### What you have to do
Records follow. Copy every line with "Output".

### Given records

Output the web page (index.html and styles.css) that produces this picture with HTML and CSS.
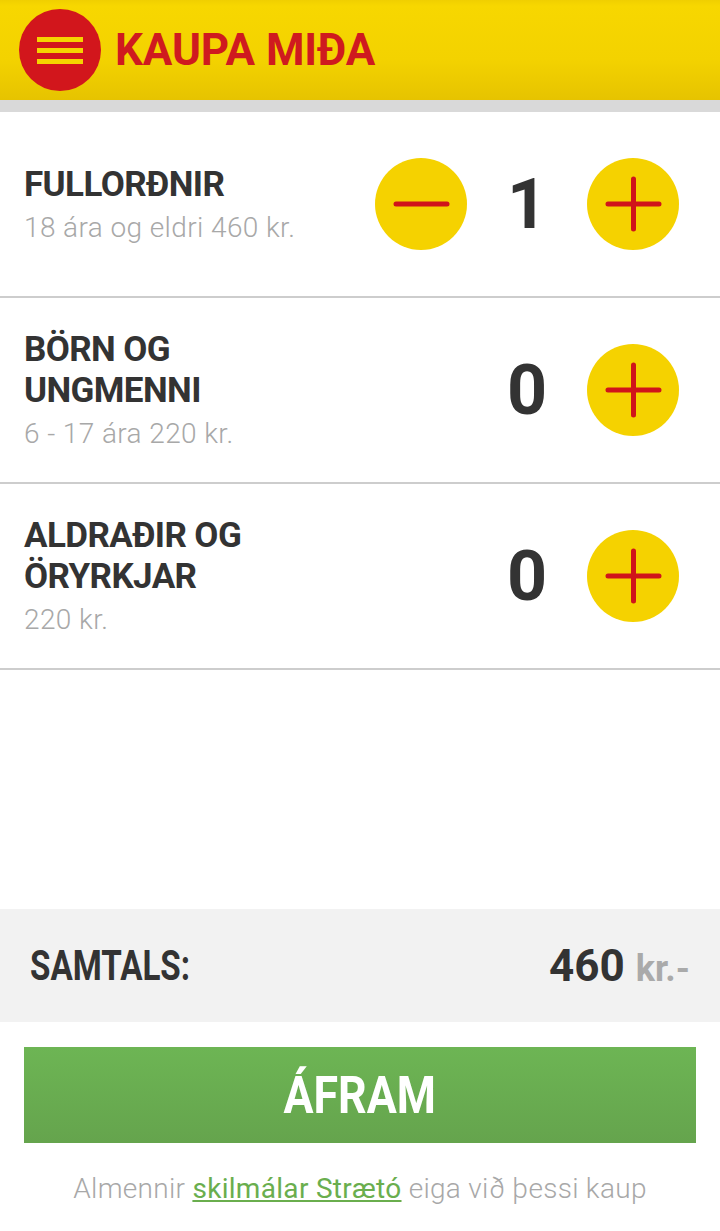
FILE: index.html
```html
<!DOCTYPE html>
<html>
<head>
<meta charset="utf-8">
<title>Kaupa miða</title>
<link rel="stylesheet" href="styles.css">
</head>
<body>
<div class="page">
    <header class="topbar">
        <button class="menu-btn" aria-label="Valmynd">
            <span></span><span></span><span></span>
        </button>
        <h1>KAUPA MIÐA</h1>
    </header>

    <ul class="tickets">
        <li class="ticket">
            <div class="info">
                <h2>FULLORÐNIR</h2>
                <p>18 ára og eldri 460 kr.</p>
            </div>
            <div class="counter">
                <button class="round">
                    <svg viewBox="0 0 92 92"><path d="M21 46H72"/></svg>
                </button>
                <span class="count">1</span>
                <button class="round">
                    <svg viewBox="0 0 92 92"><path d="M21 46H72M46.5 21V71"/></svg>
                </button>
            </div>
        </li>
        <li class="ticket">
            <div class="info">
                <h2>BÖRN OG<br>UNGMENNI</h2>
                <p>6 - 17 ára 220 kr.</p>
            </div>
            <div class="counter">
                <span class="count">0</span>
                <button class="round">
                    <svg viewBox="0 0 92 92"><path d="M21 46H72M46.5 21V71"/></svg>
                </button>
            </div>
        </li>
        <li class="ticket">
            <div class="info">
                <h2>ALDRAÐIR OG<br>ÖRYRKJAR</h2>
                <p>220 kr.</p>
            </div>
            <div class="counter">
                <span class="count">0</span>
                <button class="round">
                    <svg viewBox="0 0 92 92"><path d="M21 46H72M46.5 21V71"/></svg>
                </button>
            </div>
        </li>
    </ul>

    <div class="spacer"></div>

    <div class="total">
        <span class="label">SAMTALS:</span>
        <span class="sum">460 <small>kr.-</small></span>
    </div>

    <a class="next" href="#"><span>ÁFRAM</span></a>

    <p class="terms">Almennir <a href="#">skilmálar Strætó</a> eiga við þessi kaup</p>
</div>
</body>
</html>
```

FILE: styles.css
```css
* {
    box-sizing: border-box;
}

body {
    margin: 0;
    font-family: Roboto, "Liberation Sans", sans-serif;
    color: #333;
    background: #fff;
}

.page {
    min-height: 100vh;
    display: flex;
    flex-direction: column;
}

/* header */
.topbar {
    height: 112px;
    display: flex;
    align-items: center;
    padding: 0 0 12px 19px;
    background: linear-gradient(#f0cf00 0, #f7d700 6px, #f3d200 60px, #e6c300 100px, #d9d9d9 100px);
}

.menu-btn {
    width: 82px;
    height: 82px;
    border: 0;
    border-radius: 50%;
    background: #d2161c;
    display: flex;
    flex-direction: column;
    justify-content: center;
    align-items: center;
    gap: 6px;
    padding: 0;
}

.menu-btn span {
    display: block;
    width: 46px;
    height: 5px;
    background: #f5d400;
}

.topbar h1 {
    margin: 0 0 0 14px;
    font-size: 44px;
    font-weight: 700;
    color: #cf1a1f;
    letter-spacing: -0.1px;
}

/* ticket rows */
.tickets {
    list-style: none;
    margin: 0;
    padding: 0;
}

.ticket {
    height: 186px;
    display: flex;
    align-items: center;
    justify-content: space-between;
    padding: 0 41px 0 24px;
    border-bottom: 2px solid #cdcdcd;
}

.info h2 {
    margin: 0;
    font-size: 35px;
    line-height: 41px;
    font-weight: 700;
    color: #333;
    letter-spacing: -0.6px;
}

.info p {
    margin: 6px 0 0;
    font-size: 28px;
    line-height: 34px;
    font-weight: 300;
    color: #a8a8a8;
    letter-spacing: 0.4px;
}

.counter {
    display: flex;
    align-items: center;
}

.round {
    width: 92px;
    height: 92px;
    border: 0;
    padding: 0;
    border-radius: 50%;
    background: #f5d200;
}

.round svg {
    display: block;
    width: 92px;
    height: 92px;
    fill: none;
    stroke: #d0141a;
    stroke-width: 5;
    stroke-linecap: round;
}

.count {
    width: 120px;
    text-align: center;
    font-size: 70px;
    font-weight: 700;
    color: #333;
}

.spacer {
    flex: 1;
}

/* total */
.total {
    height: 113px;
    display: flex;
    align-items: center;
    justify-content: space-between;
    padding: 0 30px;
    background: #f2f2f2;
}

.total .label {
    display: inline-block;
    font-size: 42px;
    font-weight: 700;
    color: #333;
    transform: scaleX(0.79);
    transform-origin: left center;
}

.total .sum {
    font-size: 44px;
    font-weight: 700;
    color: #333;
}

.total .sum small {
    font-size: 36px;
    color: #aaa;
}

/* button */
.next {
    display: flex;
    align-items: center;
    justify-content: center;
    height: 96px;
    margin: 25px 24px 0;
    background: linear-gradient(#6db554, #65a44d);
    color: #fff;
    text-decoration: none;
    font-size: 52px;
    font-weight: 700;
}

.next span {
    display: inline-block;
    transform: scaleX(0.86);
}

.terms {
    margin: 28px 0 24px;
    text-align: center;
    font-size: 28px;
    line-height: 36px;
    font-weight: 300;
    color: #a8a8a8;
    letter-spacing: 0.3px;
}

.terms a {
    color: #6aae4e;
    font-weight: 400;
}
```
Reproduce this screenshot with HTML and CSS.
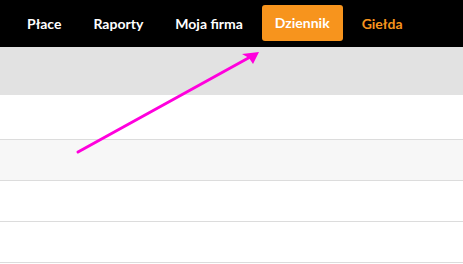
FILE: index.html
```html
<!DOCTYPE html>
<html>
<head>
<meta charset="utf-8">
<link rel="stylesheet" href="styles.css">
</head>
<body>
<nav class="nav">
  <a class="item">Płace</a>
  <a class="item">Raporty</a>
  <a class="item">Moja firma</a>
  <a class="item active">Dziennik</a>
  <a class="item gold">Giełda</a>
</nav>
<div class="thead"></div>
<div class="row first"></div>
<div class="row alt"></div>
<div class="row"></div>
<div class="row"></div>
<svg class="arrow" width="463" height="264" viewBox="0 0 463 264">
  <line x1="78" y1="152" x2="252" y2="56" stroke="#ff00dd" stroke-width="3" stroke-linecap="round"/>
  <polygon points="259,52 242,54 249,58 253,64" fill="#ff00dd"/>
</svg>
</body>
</html>
```
FILE: styles.css
```css
html, body { margin: 0; padding: 0; }
body {
  width: 463px; height: 264px; overflow: hidden; position: relative;
  font-family: Lato, "Open Sans", sans-serif; background: #fff;
}
.nav {
  height: 47px; background: #000; display: flex; align-items: center;
  padding-left: 14px; gap: 6px; box-sizing: border-box;
}
.item {
  color: #fff; font-weight: 700; font-size: 14px; line-height: 36px;
  padding: 0 13px; border-radius: 3px; display: block;
}
.item.active { background: #f7941d; height: 36px; margin-top: -1px; }
.item.gold { color: #f7941d; }
.thead { height: 48px; background: #e2e2e2; }
.row { height: 40px; border-bottom: 1px solid #dcdcdc; background: #fff; }
.row.first { height: 44px; }
.row.alt { background: #f7f7f7; }
.arrow { position: absolute; left: 0; top: 0; }
```
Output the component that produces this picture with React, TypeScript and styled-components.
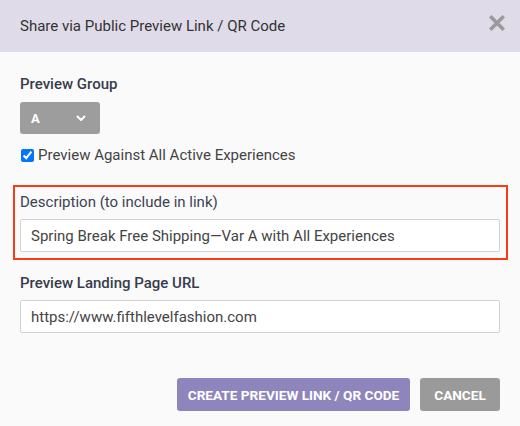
import { useState } from "react";
import styled, { createGlobalStyle } from "styled-components";

const GlobalStyle = createGlobalStyle`
  html, body {
    margin: 0;
    padding: 0;
    background: #fafafa;
  }
  body {
    font-family: Roboto, "Liberation Sans", Arial, sans-serif;
  }
`;

const Dialog = styled.div`
  width: 520px;
  height: 426px;
  background: #fafafa;
  display: flex;
  flex-direction: column;
`;

const Header = styled.div`
  height: 52px;
  background: #dfdbe8;
  display: flex;
  align-items: center;
  justify-content: space-between;
  padding: 0 14px 0 20px;
  box-sizing: border-box;
`;

const Title = styled.h2`
  margin: 0;
  font-size: 15px;
  font-weight: 400;
  color: #333;
`;

const CloseButton = styled.button`
  border: 0;
  background: none;
  padding: 0;
  width: 18px;
  height: 18px;
  display: flex;
  align-items: center;
  justify-content: center;
  cursor: pointer;
  margin-top: -6px;
`;

const Body = styled.div`
  flex: 1;
  display: flex;
  flex-direction: column;
  padding: 23px 20px 0;
`;

const Label = styled.label<{ light?: boolean }>`
  display: block;
  font-size: 15px;
  line-height: 18px;
  font-weight: ${({ light }) => (light ? 400 : 500)};
  color: ${({ light }) => (light ? "#3b4352" : "#363d4c")};
`;

const Select = styled.div`
  margin-top: 9px;
  width: 80px;
  height: 32px;
  border-radius: 3px;
  background: #9d9d9d;
  color: #fff;
  display: flex;
  align-items: center;
  justify-content: space-between;
  padding: 0 14px 0 11px;
  box-sizing: border-box;
  font-size: 13px;
  font-weight: 700;
`;

const CheckRow = styled.label`
  display: flex;
  align-items: center;
  gap: 4px;
  margin-top: 12px;
  font-size: 15px;
  color: #444;

  input {
    margin: 0 0 0 1px;
    width: 13px;
    height: 13px;
    accent-color: #0075ff;
  }
`;

const Highlight = styled.div`
  margin: 21px -8px 0 -7px;
  border: 2px solid #fa3c16;
  padding: 6px 6px 6px 5px;
`;

const Field = styled.div<{ gap: number }>`
  margin-top: ${({ gap }) => gap}px;
`;

const TextInput = styled.input`
  display: block;
  width: 100%;
  box-sizing: border-box;
  height: 33px;
  margin-top: 8px;
  border: 1px solid #d3d3d3;
  border-radius: 2px;
  background: #fff;
  padding: 0 10px;
  font-family: Roboto, "Liberation Sans", Arial, sans-serif;
  font-size: 15px;
  color: #444;
  outline: none;
`;

const Actions = styled.div`
  margin-top: 45px;
  display: flex;
  justify-content: flex-end;
  gap: 10px;
`;

const Button = styled.button<{ tone: "primary" | "muted" }>`
  height: 33px;
  border: 0;
  border-radius: 3px;
  padding: 0 ${({ tone }) => (tone === "primary" ? 10 : 14)}px;
  min-width: ${({ tone }) => (tone === "primary" ? 233 : 80)}px;
  background: ${({ tone }) => (tone === "primary" ? "#8e85bc" : "#9a9a9a")};
  color: #fff;
  font-family: Roboto, "Liberation Sans", Arial, sans-serif;
  font-size: 13.6px;
  font-weight: 700;
  text-transform: uppercase;
  cursor: pointer;
`;

const CloseIcon = () => (
  <svg width="16" height="16" viewBox="0 0 16 16">
    <path d="M2.5 2.5 L13.5 13.5 M13.5 2.5 L2.5 13.5" stroke="#9a9a9a" strokeWidth="3.6" strokeLinecap="square" />
  </svg>
);

const Chevron = () => (
  <svg width="10" height="7" viewBox="0 0 10 7">
    <path d="M1.5 1.5 L5 5 L8.5 1.5" stroke="#fff" strokeWidth="2" fill="none" strokeLinecap="round" strokeLinejoin="round" />
  </svg>
);

const App = () => {
  const [all, setAll] = useState(true);
  const [desc, setDesc] = useState("Spring Break Free Shipping\u2014Var A with All Experiences");
  const [url, setUrl] = useState("https://www.fifthlevelfashion.com");

  return (
    <>
      <GlobalStyle />
      <Dialog>
        <Header>
          <Title>Share via Public Preview Link / QR Code</Title>
          <CloseButton type="button" aria-label="Close">
            <CloseIcon />
          </CloseButton>
        </Header>
        <Body>
          <Label>Preview Group</Label>
          <Select>
            <span>A</span>
            <Chevron />
          </Select>
          <CheckRow>
            <input type="checkbox" checked={all} onChange={(e) => setAll(e.target.checked)} />
            Preview Against All Active Experiences
          </CheckRow>
          <Highlight>
            <Label light>Description (to include in link)</Label>
            <TextInput value={desc} onChange={(e) => setDesc(e.target.value)} />
          </Highlight>
          <Field gap={14}>
            <Label>Preview Landing Page URL</Label>
            <TextInput value={url} onChange={(e) => setUrl(e.target.value)} />
          </Field>
          <Actions>
            <Button tone="primary">Create Preview Link / QR Code</Button>
            <Button tone="muted">Cancel</Button>
          </Actions>
        </Body>
      </Dialog>
    </>
  );
};

export default App;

### Exercise result
Output the web page (index.html and styles.css) that produces this picture with HTML and CSS.
Output the component that produces this picture with React, TypeScript and styled-components.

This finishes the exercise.